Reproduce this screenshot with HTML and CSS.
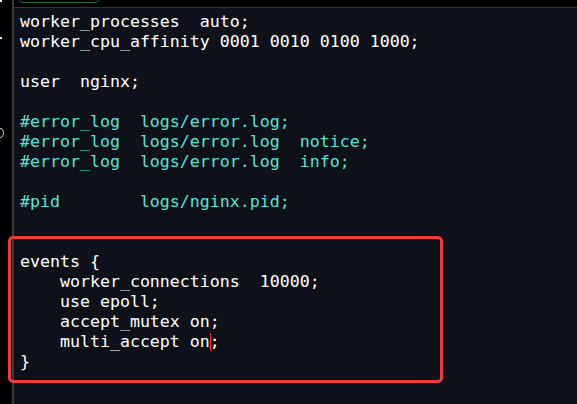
FILE: index.html
```html
<!DOCTYPE html>
<html>
<head>
<meta charset="utf-8">
<link rel="stylesheet" href="styles.css">
</head>
<body>
<div class="app">
  <div class="side">
    <span class="mark mark-top"></span>
    <span class="mark mark-dot"></span>
    <span class="arc"></span>
  </div>
  <div class="right">
    <div class="topbar"><div class="tab"></div></div>
    <div class="editor">
      <div class="code">
        <div class="ln">worker_processes  auto;</div>
        <div class="ln">worker_cpu_affinity 0001 0010 0100 1000;</div>
        <div class="ln"></div>
        <div class="ln">user  nginx;</div>
        <div class="ln"></div>
        <div class="ln cm">#error_log  logs/error.log;</div>
        <div class="ln cm">#error_log  logs/error.log  notice;</div>
        <div class="ln cm">#error_log  logs/error.log  info;</div>
        <div class="ln"></div>
        <div class="ln cm">#pid        logs/nginx.pid;</div>
        <div class="ln"></div>
        <div class="ln"></div>
        <div class="ln">events {</div>
        <div class="ln">    worker_connections  10000;</div>
        <div class="ln">    use epoll;</div>
        <div class="ln">    accept_mutex on;</div>
        <div class="ln">    multi_accept on<span class="caret"></span>;</div>
        <div class="ln">}</div>
      </div>
    </div>
  </div>
</div>
<div class="highlight"></div>
</body>
</html>
```
FILE: styles.css
```css
html, body {
  margin: 0;
  padding: 0;
  background: #000;
  width: 577px;
  height: 404px;
  overflow: hidden;
}

.app {
  display: flex;
  width: 577px;
  height: 404px;
}

.side {
  width: 12px;
  flex: none;
  background: #000;
  border-right: 2px solid #3a3a3a;
  overflow: hidden;
  display: flex;
  flex-direction: column;
}

.mark {
  display: block;
  background: #e8e8e8;
  width: 2px;
  height: 2px;
}
.mark-dot { margin-top: 35px; }

.arc {
  display: block;
  margin-top: 89px;
  margin-left: -4px;
  width: 6px;
  height: 8px;
  border: 1px solid #cfcfcf;
  border-radius: 50%;
}

.right {
  flex: 1;
  display: flex;
  flex-direction: column;
  min-width: 0;
}

.topbar {
  height: 7px;
  flex: none;
  background: #000;
  border-bottom: 1px solid #333;
  overflow: hidden;
}

.tab {
  margin-left: 3px;
  margin-top: -10px;
  width: 84px;
  height: 13px;
  border: 1px solid #2a6a3c;
  border-radius: 0 0 7px 7px;
  box-sizing: border-box;
}

.editor {
  flex: 1;
  background: #0f111a;
  padding: 4px 0 0 6px;
  overflow: hidden;
}

.code {
  font-family: "DejaVu Sans Mono", monospace;
  font-size: 16.6px;
  line-height: 20px;
  color: #ffffff;
}

.ln {
  height: 20px;
  white-space: pre;
}

.cm {
  color: #55e4d2;
}

.caret {
  display: inline-block;
  width: 1.5px;
  height: 18px;
  background: #ff2a2a;
  margin-right: -1.5px;
  vertical-align: -4px;
}

.highlight {
  position: absolute;
  left: 8px;
  top: 236px;
  width: 435px;
  height: 147px;
  box-sizing: border-box;
  border: 3px solid #f23b3b;
  border-radius: 5px;
}
```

*What is expected*:
Leave the images out and output the remaining material exactly as it stands.

*Solution*:
Reproduce this screenshot with HTML and CSS.
FILE: index.html
```html
<!DOCTYPE html>
<html>
<head>
<meta charset="utf-8">
<link rel="stylesheet" href="styles.css">
</head>
<body>
<div class="app">
  <div class="side">
    <span class="mark mark-top"></span>
    <span class="mark mark-dot"></span>
    <span class="arc"></span>
  </div>
  <div class="right">
    <div class="topbar"><div class="tab"></div></div>
    <div class="editor">
      <div class="code">
        <div class="ln">worker_processes  auto;</div>
        <div class="ln">worker_cpu_affinity 0001 0010 0100 1000;</div>
        <div class="ln"></div>
        <div class="ln">user  nginx;</div>
        <div class="ln"></div>
        <div class="ln cm">#error_log  logs/error.log;</div>
        <div class="ln cm">#error_log  logs/error.log  notice;</div>
        <div class="ln cm">#error_log  logs/error.log  info;</div>
        <div class="ln"></div>
        <div class="ln cm">#pid        logs/nginx.pid;</div>
        <div class="ln"></div>
        <div class="ln"></div>
        <div class="ln">events {</div>
        <div class="ln">    worker_connections  10000;</div>
        <div class="ln">    use epoll;</div>
        <div class="ln">    accept_mutex on;</div>
        <div class="ln">    multi_accept on<span class="caret"></span>;</div>
        <div class="ln">}</div>
      </div>
    </div>
  </div>
</div>
<div class="highlight"></div>
</body>
</html>
```
FILE: styles.css
```css
html, body {
  margin: 0;
  padding: 0;
  background: #000;
  width: 577px;
  height: 404px;
  overflow: hidden;
}

.app {
  display: flex;
  width: 577px;
  height: 404px;
}

.side {
  width: 12px;
  flex: none;
  background: #000;
  border-right: 2px solid #3a3a3a;
  overflow: hidden;
  display: flex;
  flex-direction: column;
}

.mark {
  display: block;
  background: #e8e8e8;
  width: 2px;
  height: 2px;
}
.mark-dot { margin-top: 35px; }

.arc {
  display: block;
  margin-top: 89px;
  margin-left: -4px;
  width: 6px;
  height: 8px;
  border: 1px solid #cfcfcf;
  border-radius: 50%;
}

.right {
  flex: 1;
  display: flex;
  flex-direction: column;
  min-width: 0;
}

.topbar {
  height: 7px;
  flex: none;
  background: #000;
  border-bottom: 1px solid #333;
  overflow: hidden;
}

.tab {
  margin-left: 3px;
  margin-top: -10px;
  width: 84px;
  height: 13px;
  border: 1px solid #2a6a3c;
  border-radius: 0 0 7px 7px;
  box-sizing: border-box;
}

.editor {
  flex: 1;
  background: #0f111a;
  padding: 4px 0 0 6px;
  overflow: hidden;
}

.code {
  font-family: "DejaVu Sans Mono", monospace;
  font-size: 16.6px;
  line-height: 20px;
  color: #ffffff;
}

.ln {
  height: 20px;
  white-space: pre;
}

.cm {
  color: #55e4d2;
}

.caret {
  display: inline-block;
  width: 1.5px;
  height: 18px;
  background: #ff2a2a;
  margin-right: -1.5px;
  vertical-align: -4px;
}

.highlight {
  position: absolute;
  left: 8px;
  top: 236px;
  width: 435px;
  height: 147px;
  box-sizing: border-box;
  border: 3px solid #f23b3b;
  border-radius: 5px;
}
```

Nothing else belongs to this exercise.